We were joined in our trip from Hood River southward by Bill and Colleen, and later for a time by Tom and Leslie.
John Day Fossil Beds National Monument
We spent a number of days in the vicinity of the National Monument, which has three separate units, two of which we visited. Our first was to Painted Hills, where besides enjoying the colorful hills we were surprised to encounter a couple that were carrying the bottom portion of a mannequin.
Painted Hills Unit
Sheep Rock Unit
The second unit was Sheep Rock, where we made a number of stops. We visited the impressive Thomas Condon Paleontology Center, visited the Cant Ranch complex, an interpretive site showing an early 20th-century livestock ranch, and took a number of hikes.
Kam Wah Chung
The building remained abandoned after Ing Hay died in 1952. He asked that the building be deeded to the city of John Day with the provision it be turned into a museum. His wish, and the ownership of the building, were forgotten until 1967. While surveying for a new park the city discovered its ownership of the building and began to restore it as it was in the 1940s.

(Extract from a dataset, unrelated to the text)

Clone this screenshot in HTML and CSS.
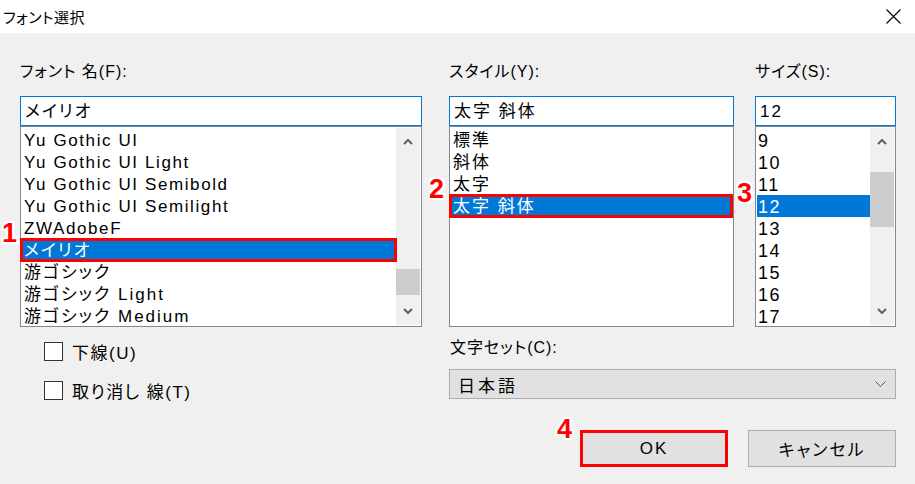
FILE: index.html
```html
<!DOCTYPE html>
<html lang="ja">
<head>
<meta charset="utf-8">
<title>フォント選択</title>
<link rel="stylesheet" href="styles.css">
</head>
<body>
<div class="dialog">
  <div class="titlebar">
    <span class="title">フォント選択</span>
    <svg class="close" viewBox="0 0 15 15" width="15" height="15"><path d="M0.5 0.5L14.5 14.5M14.5 0.5L0.5 14.5" stroke="#000" stroke-width="1.1" fill="none"/></svg>
  </div>
  <div class="content">
    <div class="columns">
      <div class="col col-name">
        <div class="label">フォント 名(F):</div>
        <div class="input">メイリオ</div>
        <div class="list">
          <div class="items">
            <div class="item latin">Yu Gothic UI</div>
            <div class="item latin">Yu Gothic UI Light</div>
            <div class="item latin">Yu Gothic UI Semibold</div>
            <div class="item latin">Yu Gothic UI Semilight</div>
            <div class="item latin">ZWAdobeF</div>
            <div class="item selected">メイリオ<span class="mark mark-row"></span><span class="anno anno-1">1</span></div>
            <div class="item">游ゴシック</div>
            <div class="item">游ゴシック Light</div>
            <div class="item">游ゴシック Medium</div>
          </div>
          <div class="scrollbar">
            <div class="sb-btn"><svg viewBox="0 0 10 6" width="10" height="6"><path d="M1 5L5 1L9 5" stroke="#606060" stroke-width="2" fill="none"/></svg></div>
            <div class="sb-track"><div class="thumb thumb-name"></div></div>
            <div class="sb-btn"><svg viewBox="0 0 10 6" width="10" height="6"><path d="M1 1L5 5L9 1" stroke="#606060" stroke-width="2" fill="none"/></svg></div>
          </div>
        </div>
      </div>
      <div class="col col-style">
        <div class="label">スタイル(Y):</div>
        <div class="input">太字 斜体</div>
        <div class="list">
          <div class="items">
            <div class="item">標準</div>
            <div class="item">斜体</div>
            <div class="item">太字</div>
            <div class="item selected">太字 斜体<span class="mark mark-row"></span><span class="anno anno-2">2</span></div>
          </div>
        </div>
      </div>
      <div class="col col-size">
        <div class="label">サイズ(S):</div>
        <div class="input">12</div>
        <div class="list">
          <div class="items">
            <div class="item num">9</div>
            <div class="item num">10</div>
            <div class="item num">11</div>
            <div class="item num selected">12<span class="anno anno-3">3</span></div>
            <div class="item num">13</div>
            <div class="item num">14</div>
            <div class="item num">15</div>
            <div class="item num">16</div>
            <div class="item num">17</div>
          </div>
          <div class="scrollbar">
            <div class="sb-btn"><svg viewBox="0 0 10 6" width="10" height="6"><path d="M1 5L5 1L9 5" stroke="#606060" stroke-width="2" fill="none"/></svg></div>
            <div class="sb-track"><div class="thumb thumb-size"></div></div>
            <div class="sb-btn"><svg viewBox="0 0 10 6" width="10" height="6"><path d="M1 1L5 5L9 1" stroke="#606060" stroke-width="2" fill="none"/></svg></div>
          </div>
        </div>
      </div>
    </div>
    <div class="bottom">
      <div class="checks">
        <label class="check"><span class="box"></span><span class="check-text">下線(U)</span></label>
        <label class="check"><span class="box"></span><span class="check-text">取り消し 線(T)</span></label>
      </div>
      <div class="charset">
        <div class="label label-charset">文字セット(C):</div>
        <div class="select">
          <span class="select-text">日本語</span>
          <svg viewBox="0 0 11 6" width="11" height="6"><path d="M0.5 0.5L5.5 5.5L10.5 0.5" stroke="#555" stroke-width="1" fill="none"/></svg>
        </div>
        <div class="buttons">
          <div class="btn-wrap">
            <div class="btn btn-ok">OK</div>
            <span class="anno anno-4">4</span>
          </div>
          <div class="btn">キャンセル</div>
        </div>
      </div>
    </div>
  </div>
</div>
</body>
</html>
```

FILE: styles.css
```css
* {
  box-sizing: border-box;
}

html,
body {
  margin: 0;
  padding: 0;
}

body {
  width: 915px;
  height: 484px;
  overflow: hidden;
  background: #f0f0f0;
  color: #000;
  font-family: "Liberation Sans", "Noto Sans CJK JP", sans-serif;
  font-feature-settings: "palt";
}

.titlebar {
  height: 33px;
  background: #fff;
  display: flex;
  align-items: center;
  justify-content: space-between;
  padding: 0 14px 0 3px;
}

.title {
  font-size: 15px;
  letter-spacing: 0.5px;
}

.close {
  display: block;
}

.content {
  padding: 28px 19px 0 20px;
}

.columns {
  display: flex;
}

.col-name {
  width: 402px;
}

.col-style {
  width: 285px;
  margin-left: 27px;
}

.col-size {
  width: 141px;
  margin-left: 21px;
}

.label {
  height: 20px;
  line-height: 22px;
  font-size: 16px;
  letter-spacing: 1px;
  margin-bottom: 15px;
  white-space: nowrap;
}

.input {
  height: 30px;
  border: 1px solid #0078d7;
  background: #fff;
  font-size: 17px;
  line-height: 29px;
  padding-left: 4px;
  letter-spacing: 2px;
}

.list {
  height: 201px;
  border: 1px solid #828790;
  background: #fff;
  padding: 1px;
  display: flex;
}

.items {
  flex: 1;
  padding-top: 1px;
  min-width: 0;
}

.item {
  position: relative;
  height: 22px;
  line-height: 24px;
  font-size: 17px;
  padding-left: 2px;
  white-space: nowrap;
  letter-spacing: 2px;
}

.item.latin {
  letter-spacing: 1.6px;
}

.item.num {
  font-size: 18px;
  letter-spacing: 1.5px;
  padding-left: 1px;
}

.item.selected {
  background: #0078d7;
  color: #fff;
}

.mark {
  position: absolute;
  border: 3px solid #ff0000;
}

.mark-row {
  left: -2px;
  right: -1px;
  top: -1px;
  bottom: -1px;
}

.anno {
  position: absolute;
  font-family: "Liberation Sans", Arial, sans-serif;
  font-weight: bold;
  font-size: 27px;
  line-height: 27px;
  color: #f00;
  letter-spacing: 0;
  text-shadow:
    2px 0 0 #fff, -2px 0 0 #fff, 0 2px 0 #fff, 0 -2px 0 #fff,
    2px 2px 0 #fff, -2px -2px 0 #fff, 2px -2px 0 #fff, -2px 2px 0 #fff;
}

.anno-1 {
  left: -20px;
  top: -19px;
}

.anno-2 {
  left: -22px;
  top: -19px;
}

.anno-3 {
  left: -20px;
  top: -15px;
}

.anno-4 {
  left: -23px;
  top: -14px;
}

.scrollbar {
  width: 24px;
  background: #f0f0f0;
  display: flex;
  flex-direction: column;
}

.sb-btn {
  height: 28px;
  display: flex;
  align-items: center;
  justify-content: center;
}

.sb-btn svg {
  display: block;
}

.sb-track {
  flex: 1;
}

.thumb {
  background: #cdcdcd;
}

.thumb-name {
  margin-top: 113px;
  height: 26px;
}

.thumb-size {
  margin-top: 16px;
  height: 55px;
}

.bottom {
  display: flex;
}

.checks {
  width: 429px;
  padding-left: 24px;
  padding-top: 15px;
}

.check {
  display: flex;
  align-items: center;
  height: 19px;
  margin-bottom: 20px;
}

.box {
  width: 19px;
  height: 19px;
  border: 1px solid #333;
  background: #fff;
  margin-right: 9px;
}

.check-text {
  font-size: 17px;
  letter-spacing: 1.5px;
  white-space: nowrap;
}

.charset {
  width: 447px;
  padding-top: 10px;
}

.label-charset {
  margin-bottom: 12px;
  padding-left: 1px;
}

.select {
  height: 30px;
  background: #e1e1e1;
  border: 1px solid #adadad;
  display: flex;
  align-items: center;
  justify-content: space-between;
  padding: 0 9px 0 8px;
}

.select-text {
  font-size: 17px;
  letter-spacing: 3px;
}

.select svg {
  display: block;
}

.buttons {
  margin-top: 31px;
  display: flex;
  justify-content: flex-end;
  gap: 20px;
}

.btn-wrap {
  position: relative;
}

.btn {
  width: 148px;
  height: 37px;
  background: #e1e1e1;
  border: 1px solid #adadad;
  display: flex;
  align-items: center;
  justify-content: center;
  font-size: 17px;
  letter-spacing: 2px;
}

.btn-ok {
  border: 3px solid #ff0000;
}
```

Today the Kam Wah Chung & Co. Museum contains one of the most extensive collections of materials from the century-long influx of Chinese immigrants in the American West. It was listed on the National Register of Historic Places in 1973 and designated a National Historic Landmark by the Secretary of the Interior in 2005.
Malheur National Wildlife Refuge
Malheur National Wildlife Refuge is a National Wildlife Refuge located roughly 30 miles (48 km) south of the city of Burns in Oregon’s Harney Basin. Administered by the United States Fish and Wildlife Service, the refuge was created in 1908 by order of President Theodore Roosevelt to protect habitat for diverse waterfowl and migratory birds, and grew to encompass 187,757 acres of public lands. A popular site for birding, fishing, hunting and hiking, the refuge gained widespread attention in early 2016 after its headquarters complex was occupied by armed anti-government protesters.
Steens Mountain is in the southeastern part of Oregon, and is a large fault-block mountain. It stretches some 50 miles north to south, and rises from alongside the Alvord Desert at elevation of about 4,200 feet to a summit elevation of 9,733 feet. It is sometimes confused with a mountain range but is properly a single mountain.
Steens Mountain is the largest fault-block mountain in North America. Pressure under the Earth’s surface thrust the block upward approximately 20 million years ago, resulting in a steep eastern face with a more gentle slope on the western side of the mountain. During the Ice Age, glaciers carved several deep U-shaped gorges into the peak and created depressions where Lily, Fish, and Wildhorse lakes now stand.
Diamond Craters is a 27-square-mile volcanic field in SE Oregon, 40 miles southeast of the town of Burns. It consists of cinder cones, maars (explosion craters) and lava flows. Diamond Craters were named after the Diamond Ranch. In 1982, the area was designated an Outstanding Natural Area.
California Trail Interpretive Center
Located off I-80 near Elko, Nevada, the California Trail Interpretive Center tells the story of the 250,000 people who, between 1841 and 1869, sold their belongings, packed wagons, and set out for California on a 2,000 mile trek; some seeking land, some gold, others seeking adventure, and some for unknown reasons.
This extensive and impressive center should not be missed. We took no photos inside, but snapped a few of the external (but temporary) exhibit.
Nevada Northern Railway Museum
In Ely, Nevada, we found the Nevada Northern Railway Museum is a railroad museum operated by a historic foundation dedicated to the preservation of the Nevada Northern Railway.
Museum activities include restoration and operation of historic railroad equipment, steam-powered excursions throughout the year, winter photo shoots, locomotive rentals, hand car races, lectures, an annual railroad history symposium, changing exhibits, and other events and activities.
Ward Charcoal Ovens State Historic Park
The charcoal ovens are associated with the silver mining ghost town of Ward, Nevada, established in 1876. The charcoal ovens are two miles to the south of the townsite. Six large ovens remain in excellent repair, 30 feet high, 27 feet in diameter, with walls 2 feet thick at the base. The ovens were in operation from 1876 through 1879. They were built of quartz latite welded tuff by itinerant Italian masons who specialized in the ovens, who were known as carbonari. The charcoal ovens prepared charcoal from locally harvested timber for use in the smelters at Ward, using 30 to 60 bushels of charcoal per ton of ore, for 16,000 bushels a day. The Ward ovens are the best-preserved of their kind in Nevada. They were listed in the National Register of Historic Places in 1971.